The UN Study on Violence Against Children was informed by the concept of violence reflected in the Convention on the Rights of the Child, especially in articles 19, 34 and 37, other human rights treaties and human rights instruments such as the 1993 Declaration on the Elimination of Violence against Women.

In accordance with article 19 of the Convention and the work of the Committee on the Rights of the Child, violence, for the purpose of the study, included:

"all forms of physical or mental violence, injury and abuse, neglect or negligent treatment, maltreatment or exploitation, including sexual abuse"

The study was also underpinned by the general definition of child abuse agreed by the experts participating in the WHO Consultation on Child Abuse Prevention in 1999:

“child abuse or maltreatment constitutes all forms of physical and/or emotional ill-treatment, sexual abuse, neglect or negligent treatment or commercial or other exploitation, resulting in actual or potential harm to the child’s health, survival, development or dignity in the context of a relationship of responsibility, trust or power.”
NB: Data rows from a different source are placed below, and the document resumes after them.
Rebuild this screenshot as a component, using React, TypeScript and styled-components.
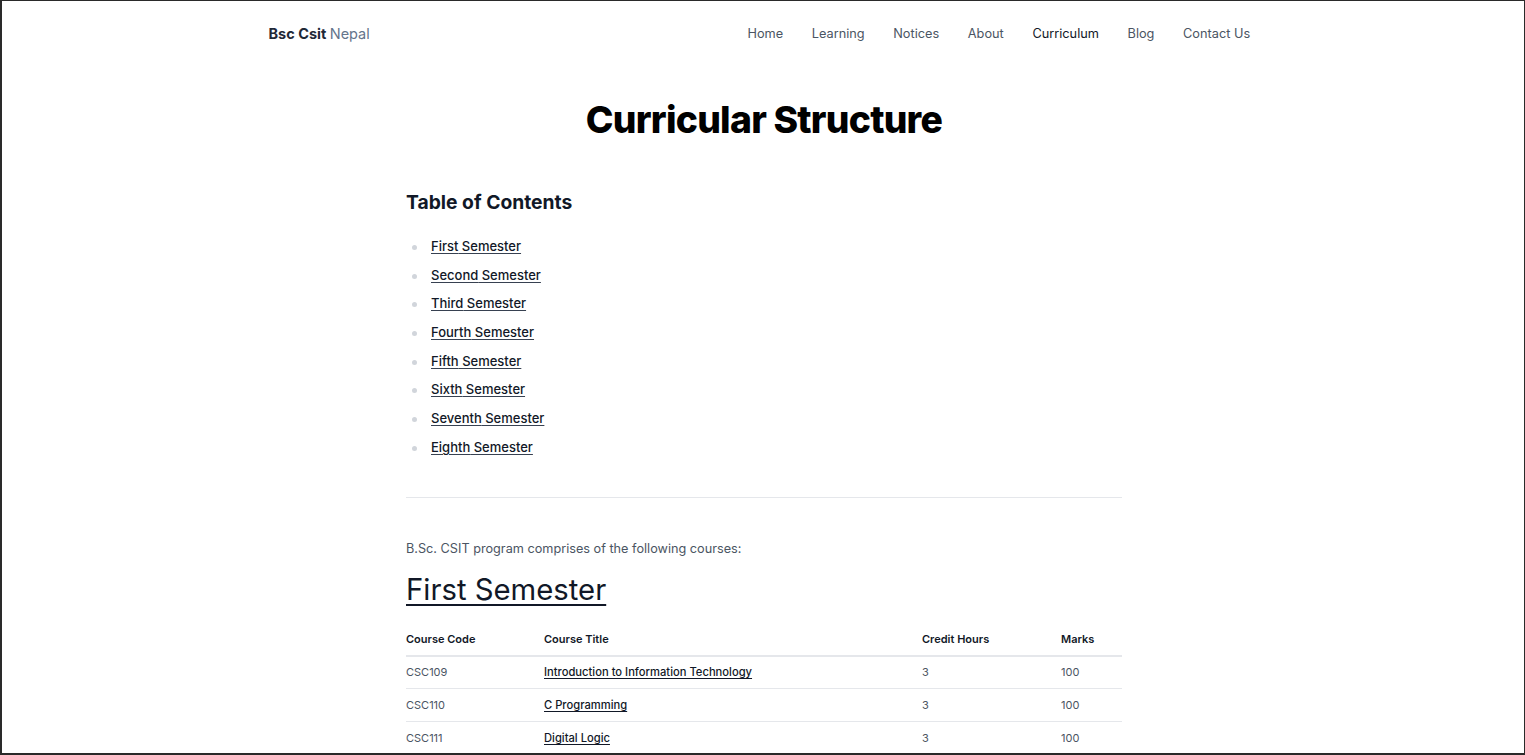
import React from "react";
import styled, { createGlobalStyle } from "styled-components";

const Global = createGlobalStyle`
  html, body { margin: 0; padding: 0; background: #fff; }
  body { font-family: Inter, "Noto Sans", sans-serif; color: #111827; -webkit-font-smoothing: antialiased; }
  * { box-sizing: border-box; }
`;

const Frame = styled.div`
  position: fixed;
  inset: 0;
  pointer-events: none;
  border-top: 1px solid #2a2a2a;
  border-left: 2px solid #2a2a2a;
  border-right: 1px solid #2a2a2a;
  border-bottom: 2px solid #2a2a2a;
  z-index: 10;
`;

const Header = styled.header`
  max-width: 1024px;
  margin: 0 auto;
  padding: 0 16px;
  height: 66px;
  display: flex;
  align-items: center;
  justify-content: space-between;
`;

const Logo = styled.a`
  font-size: 14.5px;
  font-weight: 700;
  color: #1f2937;
  text-decoration: none;
  padding-left: 2px;
  span { font-weight: 400; color: #64748b; }
`;

const Nav = styled.nav`
  display: flex;
  margin-right: -6px;
`;

const NavLink = styled.a<{ $active?: boolean }>`
  font-size: 12.75px;
  color: ${(p) => (p.$active ? "#111827" : "#4b5563")};
  font-weight: 400;
  text-decoration: none;
  padding: 8px 14.3px;
`;

const Main = styled.main`
  width: 716px;
  margin: 0 auto;
  padding-top: 32px;
  padding-bottom: 16px;
  position: relative;
  left: 1.5px;
`;

const Title = styled.h1`
  margin: 0;
  text-align: center;
  font-size: 37.3px;
  font-weight: 800;
  letter-spacing: -0.02em;
  line-height: 44px;
  color: #000;
`;

const TocHeading = styled.h3`
  margin: 46px 0 0;
  font-size: 19.3px;
  font-weight: 700;
  line-height: 28px;
  color: #111827;
`;

const TocList = styled.ul`
  list-style: none;
  margin: 16px 0 0;
  padding: 0;
`;

const TocItem = styled.li`
  position: relative;
  padding-left: 25px;
  height: 28.7px;
  line-height: 28.7px;
  font-size: 13px;
  &::before {
    content: "";
    position: absolute;
    left: 6px;
    top: 13px;
    width: 5px;
    height: 5px;
    border-radius: 50%;
    background: #d1d5db;
  }
`;

const TocLink = styled.a`
  color: #111827;
  font-weight: 500;
  text-decoration: underline;
  text-underline-offset: 2px;
  text-decoration-color: #374151;
`;

const Rule = styled.hr`
  border: 0;
  border-top: 1px solid #e5e7eb;
  margin: 35px 0 0;
`;

const Intro = styled.p`
  margin: 40px 0 0;
  font-size: 12.7px;
  line-height: 22px;
  color: #4b5563;
`;

const SemesterHeading = styled.h2`
  margin: 10px 0 0;
  font-size: 29.3px;
  font-weight: 400;
  line-height: 40px;
  a {
    color: #111827;
    text-decoration: underline;
    text-underline-offset: 4px;
    text-decoration-thickness: 2px;
  }
`;

const Table = styled.table`
  width: 100%;
  border-collapse: collapse;
  margin-top: 18px;
  font-size: 11px;
`;

const Th = styled.th<{ $w: number }>`
  width: ${(p) => p.$w}px;
  text-align: left;
  font-weight: 600;
  color: #111827;
  padding: 0 0 9px;
  height: 28px;
  vertical-align: bottom;
  border-bottom: 2px solid #e5e7eb;
`;

const Tr = styled.tr`
  border-bottom: 1px solid #e5e7eb;
`;

const Td = styled.td`
  height: 33px;
  padding: 0;
  color: #4b5563;
  vertical-align: middle;
`;

const CourseLink = styled.a`
  color: #111827;
  font-size: 11.2px;
  font-weight: 500;
  text-decoration: underline;
  text-underline-offset: 2px;
`;

const navItems = ["Home", "Learning", "Notices", "About", "Curriculum", "Blog", "Contact Us"];
const semesters = ["First", "Second", "Third", "Fourth", "Fifth", "Sixth", "Seventh", "Eighth"];
const courses = [
  { code: "CSC109", title: "Introduction to Information Technology", ch: 3, marks: 100 },
  { code: "CSC110", title: "C Programming", ch: 3, marks: 100 },
  { code: "CSC111", title: "Digital Logic", ch: 3, marks: 100 },
];

export default function App() {
  return (
    <>
      <Global />
      <Frame />
      <Header>
        <Logo href="#">
          Bsc Csit <span>Nepal</span>
        </Logo>
        <Nav>
          {navItems.map((n) => (
            <NavLink key={n} href="#" $active={n === "Curriculum"}>
              {n}
            </NavLink>
          ))}
        </Nav>
      </Header>
      <Main>
        <Title>Curricular Structure</Title>
        <TocHeading>Table of Contents</TocHeading>
        <TocList>
          {semesters.map((s) => (
            <TocItem key={s}>
              <TocLink href="#">{s} Semester</TocLink>
            </TocItem>
          ))}
        </TocList>
        <Rule />
        <Intro>B.Sc. CSIT program comprises of the following courses:</Intro>
        <SemesterHeading>
          <a href="#">First Semester</a>
        </SemesterHeading>
        <Table>
          <thead>
            <tr>
              <Th $w={138}>Course Code</Th>
              <Th $w={378}>Course Title</Th>
              <Th $w={139}>Credit Hours</Th>
              <Th $w={61}>Marks</Th>
            </tr>
          </thead>
          <tbody>
            {courses.map((c) => (
              <Tr key={c.code}>
                <Td>{c.code}</Td>
                <Td>
                  <CourseLink href="#">{c.title}</CourseLink>
                </Td>
                <Td>{c.ch}</Td>
                <Td>{c.marks}</Td>
              </Tr>
            ))}
          </tbody>
        </Table>
      </Main>
    </>
  );
}
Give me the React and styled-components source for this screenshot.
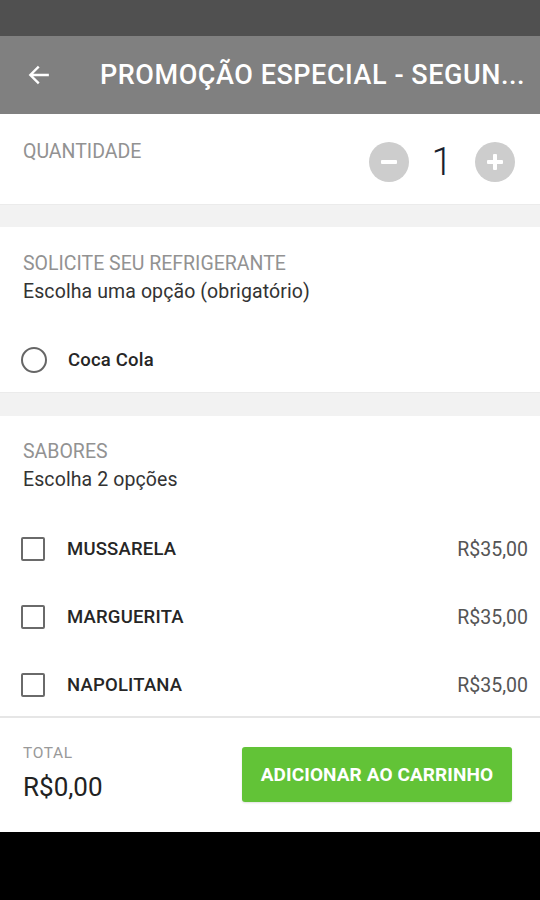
import React from "react";
import styled, { createGlobalStyle } from "styled-components";

const Global = createGlobalStyle`
  html, body { margin: 0; padding: 0; background: #000; }
  body { font-family: Roboto, "Noto Sans", "Liberation Sans", sans-serif; }
  * { box-sizing: border-box; }
`;

const Screen = styled.div`
  width: 540px;
  height: 900px;
  display: flex;
  flex-direction: column;
  background: #000;
`;

const StatusBar = styled.div`
  height: 36px;
  background: #505050;
  flex: none;
`;

const Toolbar = styled.div`
  height: 78px;
  background: #808080;
  display: flex;
  align-items: center;
  padding: 0 0 0 26px;
  gap: 48px;
  flex: none;
`;

const Title = styled.h1`
  margin: 0;
  color: #fff;
  font-size: 27px;
  font-weight: 500;
  white-space: nowrap;
  flex: 1;
  letter-spacing: 0.55px;
`;

const Content = styled.div`
  background: #fff;
  display: flex;
  flex-direction: column;
  height: 602px;
  overflow: hidden;
  flex: none;
`;

const QtySection = styled.div`
  height: 90px;
  flex: none;
  display: flex;
  justify-content: space-between;
  align-items: flex-start;
  padding: 28px 25px 0 23px;
`;

const Label = styled.div`
  color: #929292;
  font-size: 19.5px;
  line-height: 20px;
`;

const Stepper = styled.div`
  display: flex;
  align-items: center;
`;

const RoundBtn = styled.div`
  width: 40px;
  height: 40px;
  border-radius: 50%;
  background: #cdcdcd;
  display: flex;
  align-items: center;
  justify-content: center;
`;

const Qty = styled.div`
  width: 66px;
  text-align: center;
  font-size: 38px;
  font-weight: 300;
  color: #18202e;
  line-height: 40px;
`;

const Separator = styled.div`
  height: ${(p) => p.$h}px;
  flex: none;
  background: #f2f2f2;
  border-top: 1px solid #ebebeb;
`;

const Group = styled.div`
  padding-top: ${(p) => p.$top}px;
  display: flex;
  flex-direction: column;
  flex: none;
`;

const Header = styled.div`
  padding-left: 23px;
  display: flex;
  flex-direction: column;
  gap: 8px;
`;

const Sub = styled.div`
  color: #333;
  font-size: 19.5px;
  line-height: 20px;
  letter-spacing: 0.1px;
`;

const OptionList = styled.div`
  margin-top: ${(p) => p.$top}px;
  display: flex;
  flex-direction: column;
`;

const OptionRow = styled.div`
  height: ${(p) => p.$h || 68}px;
  display: flex;
  align-items: center;
  padding: 0 12px 0 21px;
`;

const Radio = styled.div`
  width: 26px;
  height: 26px;
  border-radius: 50%;
  border: 2px solid #666;
  flex: none;
`;

const Box = styled.div`
  width: 24px;
  height: 24px;
  border-radius: 2px;
  border: 2px solid #6a6a6a;
  flex: none;
`;

const OptName = styled.div`
  margin-left: ${(p) => p.$ml}px;
  color: #262626;
  font-size: 18.5px;
  font-weight: 500;
  letter-spacing: 0.2px;
  flex: 1;
`;

const Price = styled.div`
  color: #555;
  font-size: 19.5px;
`;

const Footer = styled.div`
  background: #fff;
  border-top: 2px solid #e6e6e6;
  height: 116px;
  flex: none;
  display: flex;
  justify-content: space-between;
  align-items: flex-start;
  padding: 26px 28px 0 23px;
`;

const TotalCol = styled.div`
  display: flex;
  flex-direction: column;
  gap: 10px;
`;

const TotalLabel = styled.div`
  color: #999;
  font-size: 15.5px;
  line-height: 18px;
  letter-spacing: 0.6px;
`;

const TotalValue = styled.div`
  color: #222;
  font-size: 26px;
  line-height: 30px;
`;

const AddBtn = styled.button`
  width: 270px;
  height: 55px;
  margin-top: 3px;
  border: none;
  border-radius: 3px;
  background: #62c337;
  color: #fff;
  font-family: inherit;
  font-size: 19px;
  font-weight: 700;
  letter-spacing: 0.1px;
  box-shadow: 0 1px 2px rgba(0,0,0,0.12);
`;

const flavors = ["MUSSARELA", "MARGUERITA", "NAPOLITANA"];

export default function App() {
  return (
    <Screen>
      <Global />
      <StatusBar />
      <Toolbar>
        <svg width="26" height="26" viewBox="0 0 24 24" fill="none">
          <path d="M20 12H4.5M11 5l-7 7 7 7" stroke="#fff" strokeWidth="2.2" strokeLinecap="square" />
        </svg>
        <Title>PROMOÇÃO ESPECIAL - SEGUN...</Title>
      </Toolbar>
      <Content>
        <QtySection>
          <Label>QUANTIDADE</Label>
          <Stepper>
            <RoundBtn>
              <svg width="22" height="22" viewBox="0 0 22 22">
                <rect x="3" y="9" width="16" height="4" rx="1" fill="#fff" />
              </svg>
            </RoundBtn>
            <Qty>1</Qty>
            <RoundBtn>
              <svg width="22" height="22" viewBox="0 0 22 22">
                <rect x="3" y="9" width="16" height="4" rx="1" fill="#fff" />
                <rect x="9" y="3" width="4" height="16" rx="1" fill="#fff" />
              </svg>
            </RoundBtn>
          </Stepper>
        </QtySection>
        <Separator $h={23} />
        <Group $top={27}>
          <Header>
            <Label>SOLICITE SEU REFRIGERANTE</Label>
            <Sub>Escolha uma opção (obrigatório)</Sub>
          </Header>
          <OptionList $top={26}>
            <OptionRow $h={64}>
              <Radio />
              <OptName $ml={21}>Coca Cola</OptName>
            </OptionRow>
          </OptionList>
        </Group>
        <Separator $h={24} />
        <Group $top={26}>
          <Header>
            <Label>SABORES</Label>
            <Sub>Escolha 2 opções</Sub>
          </Header>
          <OptionList $top={25}>
            {flavors.map((f) => (
              <OptionRow key={f}>
                <Box />
                <OptName $ml={22}>{f}</OptName>
                <Price>R$35,00</Price>
              </OptionRow>
            ))}
          </OptionList>
        </Group>
      </Content>
      <Footer>
        <TotalCol>
          <TotalLabel>TOTAL</TotalLabel>
          <TotalValue>R$0,00</TotalValue>
        </TotalCol>
        <AddBtn>ADICIONAR AO CARRINHO</AddBtn>
      </Footer>
    </Screen>
  );
}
The settings of the Violence Study

By 'settings' we are referring to subsections, or areas of study in which violence may occur. You can also view relevant resources linked to each setting  in the CRIN database. Or use the Search

1. Violence in the home and family: Includes infanticide, physical, psychological and sexual violence

2. Violence in schools and education settings: This includes violent and humiliating discipline, physical, emotional, and sexual violence and harassment, and bullying in special schools (including military schools) and mainstream schools.

3. Violence in institutions: Includes violence in alternative care situations such as orphanages, foster and other care homes, NGO shelters, and institutions for disabled children and young people. 

4. Violence in the community and on the streets: Including children in conflict with the law, gang violence and children and young people involved in organised crime, but not "war" situations. Also includes private security guards, death squads and vigilantes, as well as harmful traditional practices. 

5. Violence in work situations: Includes children in domestic work, trafficking (for forced labour and sexual exploitation), commercial sexual exploitation, (includes sex tourism), and child labour in hazardous conditions.